• Requirement
What is the number of lines containing the word "full"? Please answer with that number and nothing more.

------

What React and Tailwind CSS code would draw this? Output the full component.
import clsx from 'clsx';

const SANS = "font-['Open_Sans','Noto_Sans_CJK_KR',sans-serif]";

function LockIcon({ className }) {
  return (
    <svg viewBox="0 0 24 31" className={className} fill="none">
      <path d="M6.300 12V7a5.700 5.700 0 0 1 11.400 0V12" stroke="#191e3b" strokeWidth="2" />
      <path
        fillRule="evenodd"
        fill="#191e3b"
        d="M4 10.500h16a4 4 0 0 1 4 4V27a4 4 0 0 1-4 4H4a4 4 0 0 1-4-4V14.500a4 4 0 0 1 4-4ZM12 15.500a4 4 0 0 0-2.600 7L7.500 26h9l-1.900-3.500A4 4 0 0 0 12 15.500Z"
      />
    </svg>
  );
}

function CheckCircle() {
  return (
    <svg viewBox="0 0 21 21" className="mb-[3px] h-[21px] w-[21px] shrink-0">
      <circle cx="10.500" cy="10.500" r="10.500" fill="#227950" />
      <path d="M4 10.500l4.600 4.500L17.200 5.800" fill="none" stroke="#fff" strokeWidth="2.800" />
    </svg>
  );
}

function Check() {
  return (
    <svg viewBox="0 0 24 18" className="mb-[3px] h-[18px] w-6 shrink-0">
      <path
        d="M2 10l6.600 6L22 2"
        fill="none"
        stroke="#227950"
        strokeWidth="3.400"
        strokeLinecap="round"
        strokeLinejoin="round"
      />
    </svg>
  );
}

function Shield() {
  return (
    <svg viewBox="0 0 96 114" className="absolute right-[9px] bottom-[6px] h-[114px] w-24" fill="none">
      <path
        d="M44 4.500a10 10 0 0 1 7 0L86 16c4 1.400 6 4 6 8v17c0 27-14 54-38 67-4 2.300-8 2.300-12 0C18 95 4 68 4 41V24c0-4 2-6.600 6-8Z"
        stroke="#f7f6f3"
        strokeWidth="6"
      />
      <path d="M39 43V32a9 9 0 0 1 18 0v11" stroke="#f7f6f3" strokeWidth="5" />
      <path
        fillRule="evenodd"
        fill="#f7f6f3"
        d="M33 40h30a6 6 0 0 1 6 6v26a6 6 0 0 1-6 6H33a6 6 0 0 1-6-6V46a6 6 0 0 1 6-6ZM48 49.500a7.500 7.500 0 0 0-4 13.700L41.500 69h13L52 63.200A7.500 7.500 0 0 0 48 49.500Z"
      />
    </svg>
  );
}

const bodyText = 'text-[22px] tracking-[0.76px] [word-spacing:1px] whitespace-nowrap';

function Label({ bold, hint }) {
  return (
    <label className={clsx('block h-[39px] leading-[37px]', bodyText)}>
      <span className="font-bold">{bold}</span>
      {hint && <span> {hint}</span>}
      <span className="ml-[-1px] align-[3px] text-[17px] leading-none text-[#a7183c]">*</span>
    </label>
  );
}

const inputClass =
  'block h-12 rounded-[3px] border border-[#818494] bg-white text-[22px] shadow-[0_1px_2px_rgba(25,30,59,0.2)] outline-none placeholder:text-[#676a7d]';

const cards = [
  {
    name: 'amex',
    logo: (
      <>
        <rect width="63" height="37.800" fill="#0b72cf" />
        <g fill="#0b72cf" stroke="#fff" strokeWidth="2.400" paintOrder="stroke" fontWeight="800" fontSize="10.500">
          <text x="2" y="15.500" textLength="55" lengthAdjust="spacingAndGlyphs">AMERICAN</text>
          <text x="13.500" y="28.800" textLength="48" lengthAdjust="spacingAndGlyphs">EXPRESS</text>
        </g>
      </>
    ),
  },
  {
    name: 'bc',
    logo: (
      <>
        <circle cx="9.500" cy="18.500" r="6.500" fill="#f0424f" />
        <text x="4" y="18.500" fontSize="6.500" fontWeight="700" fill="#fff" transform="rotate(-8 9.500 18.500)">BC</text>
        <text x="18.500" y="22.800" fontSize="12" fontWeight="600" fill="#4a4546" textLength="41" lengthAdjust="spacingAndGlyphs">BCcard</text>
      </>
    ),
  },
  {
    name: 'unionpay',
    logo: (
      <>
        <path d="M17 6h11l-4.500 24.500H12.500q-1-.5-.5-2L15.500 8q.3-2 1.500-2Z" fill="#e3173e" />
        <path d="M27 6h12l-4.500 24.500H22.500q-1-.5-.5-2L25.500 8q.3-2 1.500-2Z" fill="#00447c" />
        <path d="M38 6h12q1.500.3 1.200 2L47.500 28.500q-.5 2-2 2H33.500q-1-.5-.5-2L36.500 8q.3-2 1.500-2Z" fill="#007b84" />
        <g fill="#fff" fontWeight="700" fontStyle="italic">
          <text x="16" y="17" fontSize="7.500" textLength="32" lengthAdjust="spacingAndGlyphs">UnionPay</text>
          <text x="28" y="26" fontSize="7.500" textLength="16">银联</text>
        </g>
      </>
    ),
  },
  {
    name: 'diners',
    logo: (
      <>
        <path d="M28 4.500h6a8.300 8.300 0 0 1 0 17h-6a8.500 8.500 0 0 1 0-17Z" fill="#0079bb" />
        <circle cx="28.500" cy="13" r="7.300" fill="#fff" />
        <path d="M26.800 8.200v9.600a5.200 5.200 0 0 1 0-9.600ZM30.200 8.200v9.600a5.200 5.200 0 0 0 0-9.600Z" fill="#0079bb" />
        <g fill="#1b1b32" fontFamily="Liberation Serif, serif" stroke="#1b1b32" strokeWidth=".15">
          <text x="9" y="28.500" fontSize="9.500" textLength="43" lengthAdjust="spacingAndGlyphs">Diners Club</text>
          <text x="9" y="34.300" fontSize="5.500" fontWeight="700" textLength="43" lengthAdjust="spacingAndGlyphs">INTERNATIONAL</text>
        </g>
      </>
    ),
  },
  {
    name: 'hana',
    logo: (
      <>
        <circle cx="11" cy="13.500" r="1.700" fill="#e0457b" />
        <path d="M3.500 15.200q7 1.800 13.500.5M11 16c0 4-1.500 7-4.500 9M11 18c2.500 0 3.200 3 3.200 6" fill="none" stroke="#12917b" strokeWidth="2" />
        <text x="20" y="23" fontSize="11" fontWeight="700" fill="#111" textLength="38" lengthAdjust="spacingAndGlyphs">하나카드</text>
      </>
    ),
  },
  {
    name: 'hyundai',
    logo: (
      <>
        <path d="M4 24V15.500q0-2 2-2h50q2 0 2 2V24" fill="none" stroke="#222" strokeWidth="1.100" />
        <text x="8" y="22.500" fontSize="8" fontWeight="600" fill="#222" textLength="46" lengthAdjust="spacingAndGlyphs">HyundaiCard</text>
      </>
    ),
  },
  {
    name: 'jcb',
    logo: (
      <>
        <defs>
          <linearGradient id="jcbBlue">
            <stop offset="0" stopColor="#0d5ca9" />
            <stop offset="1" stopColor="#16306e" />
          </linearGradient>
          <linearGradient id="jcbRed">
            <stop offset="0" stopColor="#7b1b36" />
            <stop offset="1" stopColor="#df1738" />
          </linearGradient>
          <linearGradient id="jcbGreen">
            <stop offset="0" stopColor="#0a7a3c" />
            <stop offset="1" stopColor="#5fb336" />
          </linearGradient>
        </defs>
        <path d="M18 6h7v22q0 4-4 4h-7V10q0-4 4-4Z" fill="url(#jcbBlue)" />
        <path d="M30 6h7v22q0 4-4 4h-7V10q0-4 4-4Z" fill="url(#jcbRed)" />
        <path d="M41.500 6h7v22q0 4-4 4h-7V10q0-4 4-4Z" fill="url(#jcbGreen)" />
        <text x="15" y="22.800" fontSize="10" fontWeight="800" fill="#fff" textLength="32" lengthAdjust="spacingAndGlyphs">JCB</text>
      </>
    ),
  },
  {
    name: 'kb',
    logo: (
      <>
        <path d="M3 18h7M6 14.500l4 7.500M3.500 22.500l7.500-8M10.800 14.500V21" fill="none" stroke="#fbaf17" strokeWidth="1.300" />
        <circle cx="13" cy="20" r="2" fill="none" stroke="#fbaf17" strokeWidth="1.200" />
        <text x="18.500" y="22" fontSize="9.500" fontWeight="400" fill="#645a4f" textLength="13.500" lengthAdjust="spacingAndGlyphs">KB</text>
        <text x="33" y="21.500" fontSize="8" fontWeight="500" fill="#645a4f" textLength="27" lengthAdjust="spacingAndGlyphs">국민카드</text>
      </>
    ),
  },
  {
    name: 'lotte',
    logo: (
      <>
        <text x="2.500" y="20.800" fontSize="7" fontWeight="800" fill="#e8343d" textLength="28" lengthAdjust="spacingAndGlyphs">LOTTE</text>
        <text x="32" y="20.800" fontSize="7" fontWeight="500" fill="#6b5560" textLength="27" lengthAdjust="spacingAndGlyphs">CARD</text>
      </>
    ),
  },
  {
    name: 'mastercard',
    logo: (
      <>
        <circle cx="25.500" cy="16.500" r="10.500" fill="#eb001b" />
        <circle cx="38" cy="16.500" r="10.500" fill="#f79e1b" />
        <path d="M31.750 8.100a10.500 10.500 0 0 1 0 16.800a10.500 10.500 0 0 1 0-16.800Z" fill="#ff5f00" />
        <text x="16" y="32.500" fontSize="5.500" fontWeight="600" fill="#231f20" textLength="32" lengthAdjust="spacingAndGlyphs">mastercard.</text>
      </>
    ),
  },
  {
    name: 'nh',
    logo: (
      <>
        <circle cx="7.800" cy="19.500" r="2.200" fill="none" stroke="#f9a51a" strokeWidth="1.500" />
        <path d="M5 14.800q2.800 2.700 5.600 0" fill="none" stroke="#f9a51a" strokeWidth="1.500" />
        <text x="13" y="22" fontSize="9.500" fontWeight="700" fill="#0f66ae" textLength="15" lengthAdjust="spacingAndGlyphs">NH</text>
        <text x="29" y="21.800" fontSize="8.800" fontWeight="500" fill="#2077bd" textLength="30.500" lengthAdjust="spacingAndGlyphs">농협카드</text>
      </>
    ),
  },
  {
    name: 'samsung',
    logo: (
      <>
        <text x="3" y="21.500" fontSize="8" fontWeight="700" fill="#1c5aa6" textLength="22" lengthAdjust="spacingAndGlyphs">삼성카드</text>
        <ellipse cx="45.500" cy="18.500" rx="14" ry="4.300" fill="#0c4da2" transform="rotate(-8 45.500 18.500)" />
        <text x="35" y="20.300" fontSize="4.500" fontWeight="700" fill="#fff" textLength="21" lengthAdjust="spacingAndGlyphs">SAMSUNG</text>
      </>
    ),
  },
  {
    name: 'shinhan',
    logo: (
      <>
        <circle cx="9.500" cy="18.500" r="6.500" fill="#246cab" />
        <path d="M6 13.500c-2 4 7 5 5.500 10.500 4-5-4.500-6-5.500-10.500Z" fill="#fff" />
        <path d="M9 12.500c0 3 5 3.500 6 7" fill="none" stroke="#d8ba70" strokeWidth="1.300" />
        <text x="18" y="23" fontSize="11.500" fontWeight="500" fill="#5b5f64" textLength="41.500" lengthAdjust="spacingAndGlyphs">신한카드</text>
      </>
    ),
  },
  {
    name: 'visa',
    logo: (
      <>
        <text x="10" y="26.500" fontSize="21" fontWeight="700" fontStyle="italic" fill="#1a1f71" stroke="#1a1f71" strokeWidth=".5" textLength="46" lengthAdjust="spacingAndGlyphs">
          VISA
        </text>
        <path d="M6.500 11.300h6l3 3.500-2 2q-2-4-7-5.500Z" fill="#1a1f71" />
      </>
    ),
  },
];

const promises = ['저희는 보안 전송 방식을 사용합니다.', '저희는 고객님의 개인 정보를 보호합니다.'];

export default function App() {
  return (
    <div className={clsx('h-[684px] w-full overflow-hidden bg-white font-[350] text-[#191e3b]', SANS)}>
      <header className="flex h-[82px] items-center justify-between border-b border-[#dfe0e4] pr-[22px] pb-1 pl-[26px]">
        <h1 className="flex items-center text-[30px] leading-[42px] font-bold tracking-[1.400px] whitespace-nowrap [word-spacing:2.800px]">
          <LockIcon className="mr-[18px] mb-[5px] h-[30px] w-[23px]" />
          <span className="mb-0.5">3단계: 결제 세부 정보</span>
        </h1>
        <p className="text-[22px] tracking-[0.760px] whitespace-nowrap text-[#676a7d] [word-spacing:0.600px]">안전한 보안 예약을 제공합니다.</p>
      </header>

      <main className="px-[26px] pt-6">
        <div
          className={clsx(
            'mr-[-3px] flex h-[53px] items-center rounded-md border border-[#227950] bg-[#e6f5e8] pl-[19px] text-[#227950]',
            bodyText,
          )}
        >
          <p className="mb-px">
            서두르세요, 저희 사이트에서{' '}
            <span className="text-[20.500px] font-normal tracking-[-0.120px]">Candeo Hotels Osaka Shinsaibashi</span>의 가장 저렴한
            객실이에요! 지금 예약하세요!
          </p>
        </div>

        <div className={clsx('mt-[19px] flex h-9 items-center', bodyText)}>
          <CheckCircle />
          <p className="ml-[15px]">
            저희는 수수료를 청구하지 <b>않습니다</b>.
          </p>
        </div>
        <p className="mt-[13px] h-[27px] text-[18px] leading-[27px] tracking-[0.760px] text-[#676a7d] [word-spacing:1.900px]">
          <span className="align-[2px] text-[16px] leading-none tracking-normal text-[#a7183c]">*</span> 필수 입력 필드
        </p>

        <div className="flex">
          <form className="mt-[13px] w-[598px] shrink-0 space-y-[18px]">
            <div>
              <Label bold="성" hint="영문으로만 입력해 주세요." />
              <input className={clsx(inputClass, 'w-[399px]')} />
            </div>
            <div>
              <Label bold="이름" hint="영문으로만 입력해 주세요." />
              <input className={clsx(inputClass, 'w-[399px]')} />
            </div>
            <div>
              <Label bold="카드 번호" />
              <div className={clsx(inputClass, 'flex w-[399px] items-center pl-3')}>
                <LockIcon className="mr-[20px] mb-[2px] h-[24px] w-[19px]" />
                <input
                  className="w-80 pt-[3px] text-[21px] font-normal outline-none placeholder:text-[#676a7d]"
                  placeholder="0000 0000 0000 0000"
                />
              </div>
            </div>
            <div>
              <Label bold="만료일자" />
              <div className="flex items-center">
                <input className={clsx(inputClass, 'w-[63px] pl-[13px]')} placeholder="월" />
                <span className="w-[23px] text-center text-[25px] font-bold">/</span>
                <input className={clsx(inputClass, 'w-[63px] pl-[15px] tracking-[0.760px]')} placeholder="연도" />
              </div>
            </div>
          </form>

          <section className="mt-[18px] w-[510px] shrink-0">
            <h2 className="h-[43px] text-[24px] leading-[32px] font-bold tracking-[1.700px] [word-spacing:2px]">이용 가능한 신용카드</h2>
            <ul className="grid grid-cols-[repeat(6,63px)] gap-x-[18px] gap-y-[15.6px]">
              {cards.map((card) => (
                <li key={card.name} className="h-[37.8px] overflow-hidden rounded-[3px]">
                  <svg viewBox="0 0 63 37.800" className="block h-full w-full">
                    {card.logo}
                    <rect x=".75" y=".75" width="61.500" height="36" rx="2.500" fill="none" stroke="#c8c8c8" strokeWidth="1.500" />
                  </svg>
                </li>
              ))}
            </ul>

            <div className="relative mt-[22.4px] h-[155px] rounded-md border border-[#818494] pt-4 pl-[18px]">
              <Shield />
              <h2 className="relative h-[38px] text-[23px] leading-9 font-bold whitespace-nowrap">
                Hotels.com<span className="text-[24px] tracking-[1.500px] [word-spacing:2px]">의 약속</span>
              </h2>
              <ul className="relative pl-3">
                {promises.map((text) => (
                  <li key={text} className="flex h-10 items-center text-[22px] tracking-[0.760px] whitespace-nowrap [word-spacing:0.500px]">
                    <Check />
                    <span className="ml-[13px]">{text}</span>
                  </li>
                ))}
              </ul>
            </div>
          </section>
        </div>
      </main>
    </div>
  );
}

------

• Complete output
3